Le développement de centres d’interprétation à Aguas Calientes et dans la vallée sacrée permet de mieux informer les visiteurs avant leur montée vers le site. Ces initiatives favorisent une compréhension globale du patrimoine inca et réduisent la pression directe sur les ruines elles-mêmes.
À long terme, la survie du Machu Picchu dépendra de la capacité collective à agir avec respect et connaissance. Protéger la cité du Soleil, c’est protéger un héritage universel, symbole de l’ingéniosité humaine et de l’harmonie entre l’homme et la nature.
Les nouvelles générations jouent un rôle fondamental dans la continuité des efforts de préservation. À travers l’éducation, les jeunes Péruviens découvrent l’importance historique, spirituelle et environnementale du Machu Picchu. Les programmes scolaires intègrent désormais des modules sur le patrimoine national et les valeurs de durabilité.
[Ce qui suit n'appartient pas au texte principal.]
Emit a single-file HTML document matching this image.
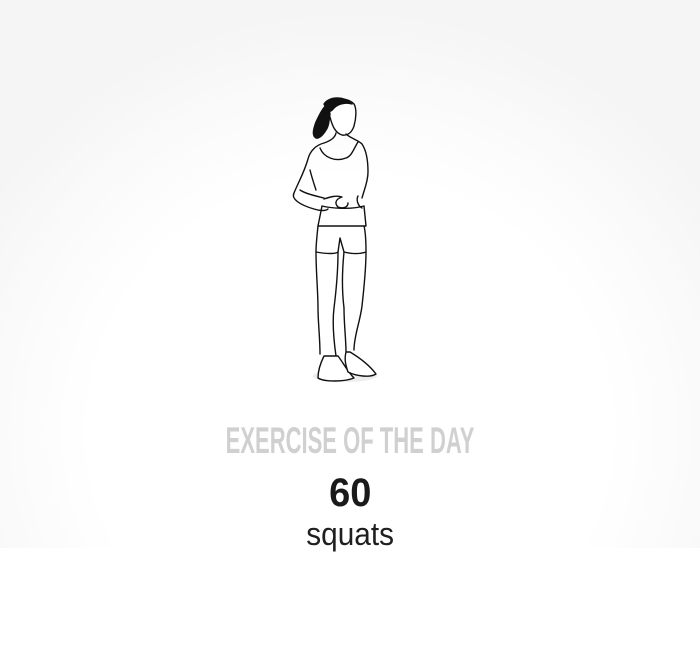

Les universités locales et étrangères collaborent dans des projets de recherche participative, offrant aux étudiants la possibilité de travailler sur le terrain. Cette approche renforce la conscience écologique et scientifique, essentielle à la sauvegarde de ce trésor mondial.
Le Machu Picchu restera une source d’inspiration pour tous ceux qui cherchent à comprendre comment les civilisations anciennes pouvaient vivre en équilibre avec leur environnement. En protégeant ce lieu, nous protégeons notre lien avec l’histoire et la Terre elle-même.